═════ RAW DATA

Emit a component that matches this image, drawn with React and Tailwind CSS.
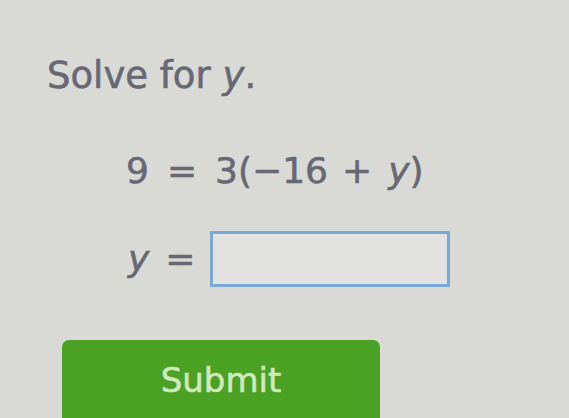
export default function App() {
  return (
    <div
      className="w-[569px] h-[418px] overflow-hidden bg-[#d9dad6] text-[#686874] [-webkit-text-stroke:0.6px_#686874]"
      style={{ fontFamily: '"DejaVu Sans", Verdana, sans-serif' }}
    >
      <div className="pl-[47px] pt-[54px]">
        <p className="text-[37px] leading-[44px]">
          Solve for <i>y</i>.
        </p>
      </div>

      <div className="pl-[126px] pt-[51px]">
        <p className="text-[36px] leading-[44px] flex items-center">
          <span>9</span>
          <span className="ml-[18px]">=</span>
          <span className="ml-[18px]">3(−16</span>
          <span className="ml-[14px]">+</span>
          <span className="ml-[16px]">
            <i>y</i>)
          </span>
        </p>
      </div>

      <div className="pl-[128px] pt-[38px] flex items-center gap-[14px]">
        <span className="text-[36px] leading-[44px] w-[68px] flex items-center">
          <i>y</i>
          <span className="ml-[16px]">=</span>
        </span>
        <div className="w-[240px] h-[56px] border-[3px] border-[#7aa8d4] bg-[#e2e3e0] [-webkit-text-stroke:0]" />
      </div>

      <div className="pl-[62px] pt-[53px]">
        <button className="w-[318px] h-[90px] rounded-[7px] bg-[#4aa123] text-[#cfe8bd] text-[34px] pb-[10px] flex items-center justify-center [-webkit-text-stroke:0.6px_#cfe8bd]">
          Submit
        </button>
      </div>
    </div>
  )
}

══════════
═════ RAW DATA

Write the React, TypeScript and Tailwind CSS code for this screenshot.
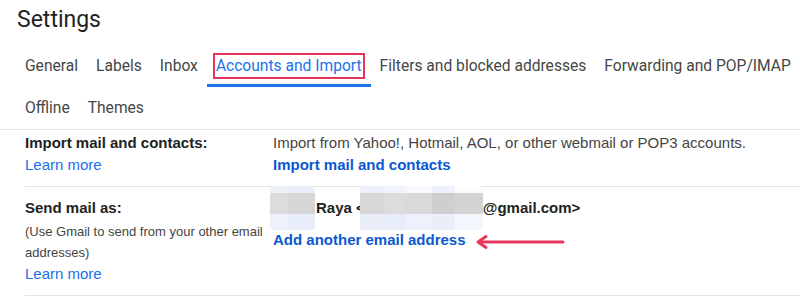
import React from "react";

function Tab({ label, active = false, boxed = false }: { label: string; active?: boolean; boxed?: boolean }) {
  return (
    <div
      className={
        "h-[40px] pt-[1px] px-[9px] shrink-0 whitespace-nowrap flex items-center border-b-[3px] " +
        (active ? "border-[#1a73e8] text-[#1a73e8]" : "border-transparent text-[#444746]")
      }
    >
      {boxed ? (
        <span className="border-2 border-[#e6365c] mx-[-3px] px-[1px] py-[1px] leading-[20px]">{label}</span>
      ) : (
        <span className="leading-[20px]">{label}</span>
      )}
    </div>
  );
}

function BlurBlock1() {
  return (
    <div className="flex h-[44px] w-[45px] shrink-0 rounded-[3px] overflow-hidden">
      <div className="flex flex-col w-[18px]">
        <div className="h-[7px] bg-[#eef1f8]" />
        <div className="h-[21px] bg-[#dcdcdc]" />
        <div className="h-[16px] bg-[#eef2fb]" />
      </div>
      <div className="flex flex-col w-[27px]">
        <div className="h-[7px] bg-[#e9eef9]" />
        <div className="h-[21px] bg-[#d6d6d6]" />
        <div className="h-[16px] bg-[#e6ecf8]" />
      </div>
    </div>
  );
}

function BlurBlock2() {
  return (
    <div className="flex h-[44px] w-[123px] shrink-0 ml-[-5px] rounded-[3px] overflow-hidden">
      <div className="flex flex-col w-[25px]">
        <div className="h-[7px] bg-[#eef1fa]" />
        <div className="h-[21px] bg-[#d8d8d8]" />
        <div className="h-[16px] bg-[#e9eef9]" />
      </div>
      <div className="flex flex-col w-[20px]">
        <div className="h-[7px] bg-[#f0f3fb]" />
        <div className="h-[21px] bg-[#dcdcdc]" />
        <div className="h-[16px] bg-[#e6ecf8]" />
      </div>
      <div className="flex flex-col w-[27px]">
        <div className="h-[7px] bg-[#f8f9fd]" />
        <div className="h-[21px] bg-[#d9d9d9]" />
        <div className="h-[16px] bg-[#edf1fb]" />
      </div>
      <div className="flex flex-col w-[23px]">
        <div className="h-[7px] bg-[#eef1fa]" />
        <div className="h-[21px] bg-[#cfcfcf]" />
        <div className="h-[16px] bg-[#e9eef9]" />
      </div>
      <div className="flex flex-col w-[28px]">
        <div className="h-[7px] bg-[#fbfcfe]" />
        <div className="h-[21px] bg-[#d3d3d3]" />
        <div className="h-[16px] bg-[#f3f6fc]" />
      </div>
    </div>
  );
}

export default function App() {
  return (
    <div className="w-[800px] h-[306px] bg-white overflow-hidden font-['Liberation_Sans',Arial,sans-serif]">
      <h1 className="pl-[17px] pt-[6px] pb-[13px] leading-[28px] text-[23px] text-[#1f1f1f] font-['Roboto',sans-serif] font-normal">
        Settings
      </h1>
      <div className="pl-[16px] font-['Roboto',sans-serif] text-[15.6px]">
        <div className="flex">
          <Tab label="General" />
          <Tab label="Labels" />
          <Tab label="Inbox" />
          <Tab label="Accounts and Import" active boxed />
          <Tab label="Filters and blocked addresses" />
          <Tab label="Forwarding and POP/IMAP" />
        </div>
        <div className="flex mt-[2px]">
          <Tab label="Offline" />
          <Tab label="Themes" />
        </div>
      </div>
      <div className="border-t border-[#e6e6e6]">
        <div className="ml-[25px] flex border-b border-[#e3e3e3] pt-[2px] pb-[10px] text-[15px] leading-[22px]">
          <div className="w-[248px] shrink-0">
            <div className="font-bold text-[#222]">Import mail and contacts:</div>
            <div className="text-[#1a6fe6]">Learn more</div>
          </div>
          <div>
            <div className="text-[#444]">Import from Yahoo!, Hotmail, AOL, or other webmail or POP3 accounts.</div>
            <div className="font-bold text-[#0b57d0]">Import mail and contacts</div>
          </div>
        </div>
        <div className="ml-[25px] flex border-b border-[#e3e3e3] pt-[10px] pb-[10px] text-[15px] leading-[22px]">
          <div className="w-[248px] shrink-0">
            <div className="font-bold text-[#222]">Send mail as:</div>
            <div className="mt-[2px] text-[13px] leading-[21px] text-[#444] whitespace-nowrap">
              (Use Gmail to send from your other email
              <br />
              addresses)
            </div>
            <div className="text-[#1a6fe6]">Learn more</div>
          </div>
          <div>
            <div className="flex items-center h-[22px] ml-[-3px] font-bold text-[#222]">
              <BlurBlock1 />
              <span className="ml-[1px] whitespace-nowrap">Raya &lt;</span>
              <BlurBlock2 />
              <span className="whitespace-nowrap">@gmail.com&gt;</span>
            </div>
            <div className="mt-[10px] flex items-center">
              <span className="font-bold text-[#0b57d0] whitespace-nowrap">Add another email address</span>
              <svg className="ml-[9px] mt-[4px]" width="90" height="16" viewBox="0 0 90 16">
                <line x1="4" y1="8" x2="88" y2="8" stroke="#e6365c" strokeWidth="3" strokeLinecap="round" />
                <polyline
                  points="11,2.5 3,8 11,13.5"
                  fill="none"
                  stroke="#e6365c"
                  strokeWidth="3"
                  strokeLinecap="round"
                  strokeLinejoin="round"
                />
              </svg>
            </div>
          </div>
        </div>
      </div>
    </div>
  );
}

══════════

Return exactly the lines from the one with "Write the React, TypeScript" to the one with "import React from", both ends kept, and only those. Images are left out.

Write the React, TypeScript and Tailwind CSS code for this screenshot.
import React from "react";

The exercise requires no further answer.